> **Supplied data**:
====

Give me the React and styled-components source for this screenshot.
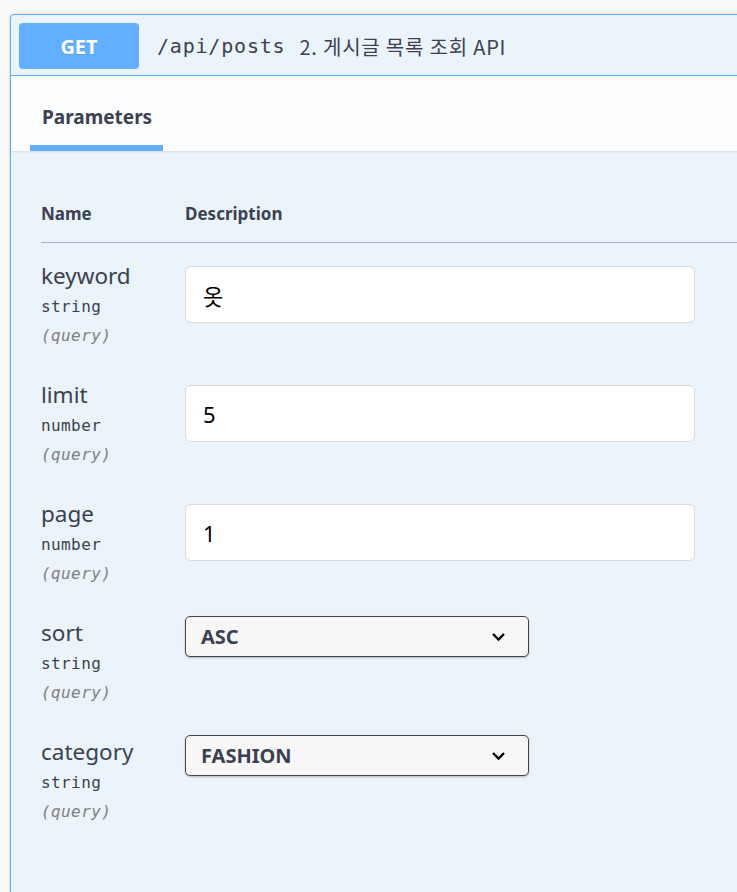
import React from "react";
import styled, { createGlobalStyle } from "styled-components";

const GlobalStyle = createGlobalStyle`
  html, body {
    margin: 0;
    background: #fafafa;
    overflow: hidden;
  }
  body {
    font-family: "Noto Sans", "Noto Sans CJK KR", sans-serif;
    color: #3b4151;
  }
`;

const Page = styled.div`
  padding: 14px 0 0 10px;
  height: 878px;
  overflow: hidden;
`;

const OpBlock = styled.div`
  width: 780px;
  min-height: 900px;
  background: #ebf3fb;
  border: 1px solid #61affe;
  border-radius: 4px;
  box-shadow: 0 0 3px rgba(0, 0, 0, 0.19);
`;

const Summary = styled.div`
  display: flex;
  align-items: center;
  padding: 8px 8px 6px;
  border-bottom: 1px solid #61affe;
`;

const Method = styled.span`
  display: flex;
  align-items: center;
  justify-content: center;
  width: 120px;
  height: 46px;
  border-radius: 4px;
  background: #61affe;
  color: #fff;
  font-size: 20px;
  font-weight: 700;
  text-shadow: 0 1px 0 rgba(0, 0, 0, 0.1);
`;

const Path = styled.span`
  margin-left: 18px;
  font-family: "DejaVu Sans Mono", monospace;
  font-size: 20px;
  letter-spacing: 0.8px;
  color: #3b4151;
`;

const Summ = styled.span`
  margin-left: 14px;
  font-family: "Noto Sans CJK KR", "Noto Sans", sans-serif;
  font-size: 20px;
  letter-spacing: 0.8px;
  color: #3b4151;
`;

const TabHeader = styled.div`
  display: flex;
  height: 75px;
  padding-left: 19px;
  background: rgba(255, 255, 255, 0.8);
  box-shadow: 0 1px 2px rgba(0, 0, 0, 0.1);
`;

const Tab = styled.div`
  display: flex;
  align-items: center;
  padding: 12px 11px 0 12px;
  border-bottom: 6px solid #61affe;
  font-size: 19px;
  font-weight: 700;
  color: #3b4151;
`;

const Table = styled.div`
  padding: 51px 0 0 30px;
`;

const HeadRow = styled.div`
  display: grid;
  grid-template-columns: 144px 1fr;
  padding-bottom: 16px;
  border-bottom: 1px solid #a7b3c2;
  font-size: 17px;
  font-weight: 700;
  line-height: 24px;
`;

const Rows = styled.div`
  display: flex;
  flex-direction: column;
  gap: 29px;
  padding-top: 17px;
`;

const Row = styled.div`
  display: grid;
  grid-template-columns: 144px 1fr;
  align-items: start;
`;

const NameCell = styled.div`
  display: flex;
  flex-direction: column;
`;

const ParamName = styled.div`
  font-size: 22.5px;
  line-height: 32px;
  color: #3b4151;
`;

const ParamType = styled.div`
  font-family: "DejaVu Sans Mono", monospace;
  font-size: 16px;
  letter-spacing: 0.4px;
  line-height: 29px;
  color: #3b4151;
`;

const ParamIn = styled.div`
  font-family: "DejaVu Sans Mono", monospace;
  font-size: 16px;
  font-style: italic;
  letter-spacing: 0.4px;
  line-height: 29px;
  color: #808080;
`;

const TextInput = styled.div`
  box-sizing: border-box;
  width: 510px;
  height: 57px;
  margin-top: 6px;
  display: flex;
  align-items: center;
  padding-left: 17px;
  background: #fff;
  border: 1px solid #d9d9d9;
  border-radius: 6px;
  font-family: "Noto Sans", "Noto Sans CJK KR", sans-serif;
  font-size: 22px;
  color: #000;
`;

const Select = styled.div`
  box-sizing: border-box;
  width: 344px;
  height: 41px;
  margin-top: -1px;
  display: flex;
  align-items: center;
  justify-content: space-between;
  padding: 0 22px 0 15px;
  background: #f7f7f7;
  border: 1.5px solid #41444e;
  border-radius: 5px;
  box-shadow: 0 1px 2px rgba(0, 0, 0, 0.25);
  font-size: 20px;
  font-weight: 700;
  color: #3b4151;
`;

const Chevron = () => (
  <svg width="15" height="10" viewBox="0 0 15 10">
    <path d="M2 2l5.5 5.5L13 2" fill="none" stroke="#000" strokeWidth="2.4" />
  </svg>
);

const params = [
  { name: "keyword", type: "string", value: "옷" },
  { name: "limit", type: "number", value: "5" },
  { name: "page", type: "number", value: "1" },
  { name: "sort", type: "string", value: "ASC", select: true },
  { name: "category", type: "string", value: "FASHION", select: true },
];

export default function App() {
  return (
    <>
      <GlobalStyle />
      <Page>
        <OpBlock>
          <Summary>
            <Method>GET</Method>
            <Path>/api/posts</Path>
            <Summ>2. 게시글 목록 조회 API</Summ>
          </Summary>
          <TabHeader>
            <Tab>Parameters</Tab>
          </TabHeader>
          <Table>
            <HeadRow>
              <div>Name</div>
              <div>Description</div>
            </HeadRow>
            <Rows>
              {params.map((p) => (
                <Row key={p.name}>
                  <NameCell>
                    <ParamName>{p.name}</ParamName>
                    <ParamType>{p.type}</ParamType>
                    <ParamIn>(query)</ParamIn>
                  </NameCell>
                  {p.select ? (
                    <Select>
                      {p.value}
                      <Chevron />
                    </Select>
                  ) : (
                    <TextInput>{p.value}</TextInput>
                  )}
                </Row>
              ))}
            </Rows>
          </Table>
        </OpBlock>
      </Page>
    </>
  );
}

====

> **What to produce**: Skip the images and write out the rest of the listing exactly.

> **Right answer**:
Give me the React and styled-components source for this screenshot.
import React from "react";
import styled, { createGlobalStyle } from "styled-components";

const GlobalStyle = createGlobalStyle`
  html, body {
    margin: 0;
    background: #fafafa;
    overflow: hidden;
  }
  body {
    font-family: "Noto Sans", "Noto Sans CJK KR", sans-serif;
    color: #3b4151;
  }
`;

const Page = styled.div`
  padding: 14px 0 0 10px;
  height: 878px;
  overflow: hidden;
`;

const OpBlock = styled.div`
  width: 780px;
  min-height: 900px;
  background: #ebf3fb;
  border: 1px solid #61affe;
  border-radius: 4px;
  box-shadow: 0 0 3px rgba(0, 0, 0, 0.19);
`;

const Summary = styled.div`
  display: flex;
  align-items: center;
  padding: 8px 8px 6px;
  border-bottom: 1px solid #61affe;
`;

const Method = styled.span`
  display: flex;
  align-items: center;
  justify-content: center;
  width: 120px;
  height: 46px;
  border-radius: 4px;
  background: #61affe;
  color: #fff;
  font-size: 20px;
  font-weight: 700;
  text-shadow: 0 1px 0 rgba(0, 0, 0, 0.1);
`;

const Path = styled.span`
  margin-left: 18px;
  font-family: "DejaVu Sans Mono", monospace;
  font-size: 20px;
  letter-spacing: 0.8px;
  color: #3b4151;
`;

const Summ = styled.span`
  margin-left: 14px;
  font-family: "Noto Sans CJK KR", "Noto Sans", sans-serif;
  font-size: 20px;
  letter-spacing: 0.8px;
  color: #3b4151;
`;

const TabHeader = styled.div`
  display: flex;
  height: 75px;
  padding-left: 19px;
  background: rgba(255, 255, 255, 0.8);
  box-shadow: 0 1px 2px rgba(0, 0, 0, 0.1);
`;

const Tab = styled.div`
  display: flex;
  align-items: center;
  padding: 12px 11px 0 12px;
  border-bottom: 6px solid #61affe;
  font-size: 19px;
  font-weight: 700;
  color: #3b4151;
`;

const Table = styled.div`
  padding: 51px 0 0 30px;
`;

const HeadRow = styled.div`
  display: grid;
  grid-template-columns: 144px 1fr;
  padding-bottom: 16px;
  border-bottom: 1px solid #a7b3c2;
  font-size: 17px;
  font-weight: 700;
  line-height: 24px;
`;

const Rows = styled.div`
  display: flex;
  flex-direction: column;
  gap: 29px;
  padding-top: 17px;
`;

const Row = styled.div`
  display: grid;
  grid-template-columns: 144px 1fr;
  align-items: start;
`;

const NameCell = styled.div`
  display: flex;
  flex-direction: column;
`;

const ParamName = styled.div`
  font-size: 22.5px;
  line-height: 32px;
  color: #3b4151;
`;

const ParamType = styled.div`
  font-family: "DejaVu Sans Mono", monospace;
  font-size: 16px;
  letter-spacing: 0.4px;
  line-height: 29px;
  color: #3b4151;
`;

const ParamIn = styled.div`
  font-family: "DejaVu Sans Mono", monospace;
  font-size: 16px;
  font-style: italic;
  letter-spacing: 0.4px;
  line-height: 29px;
  color: #808080;
`;

const TextInput = styled.div`
  box-sizing: border-box;
  width: 510px;
  height: 57px;
  margin-top: 6px;
  display: flex;
  align-items: center;
  padding-left: 17px;
  background: #fff;
  border: 1px solid #d9d9d9;
  border-radius: 6px;
  font-family: "Noto Sans", "Noto Sans CJK KR", sans-serif;
  font-size: 22px;
  color: #000;
`;

const Select = styled.div`
  box-sizing: border-box;
  width: 344px;
  height: 41px;
  margin-top: -1px;
  display: flex;
  align-items: center;
  justify-content: space-between;
  padding: 0 22px 0 15px;
  background: #f7f7f7;
  border: 1.5px solid #41444e;
  border-radius: 5px;
  box-shadow: 0 1px 2px rgba(0, 0, 0, 0.25);
  font-size: 20px;
  font-weight: 700;
  color: #3b4151;
`;

const Chevron = () => (
  <svg width="15" height="10" viewBox="0 0 15 10">
    <path d="M2 2l5.5 5.5L13 2" fill="none" stroke="#000" strokeWidth="2.4" />
  </svg>
);

const params = [
  { name: "keyword", type: "string", value: "옷" },
  { name: "limit", type: "number", value: "5" },
  { name: "page", type: "number", value: "1" },
  { name: "sort", type: "string", value: "ASC", select: true },
  { name: "category", type: "string", value: "FASHION", select: true },
];

export default function App() {
  return (
    <>
      <GlobalStyle />
      <Page>
        <OpBlock>
          <Summary>
            <Method>GET</Method>
            <Path>/api/posts</Path>
            <Summ>2. 게시글 목록 조회 API</Summ>
          </Summary>
          <TabHeader>
            <Tab>Parameters</Tab>
          </TabHeader>
          <Table>
            <HeadRow>
              <div>Name</div>
              <div>Description</div>
            </HeadRow>
            <Rows>
              {params.map((p) => (
                <Row key={p.name}>
                  <NameCell>
                    <ParamName>{p.name}</ParamName>
                    <ParamType>{p.type}</ParamType>
                    <ParamIn>(query)</ParamIn>
                  </NameCell>
                  {p.select ? (
                    <Select>
                      {p.value}
                      <Chevron />
                    </Select>
                  ) : (
                    <TextInput>{p.value}</TextInput>
                  )}
                </Row>
              ))}
            </Rows>
          </Table>
        </OpBlock>
      </Page>
    </>
  );
}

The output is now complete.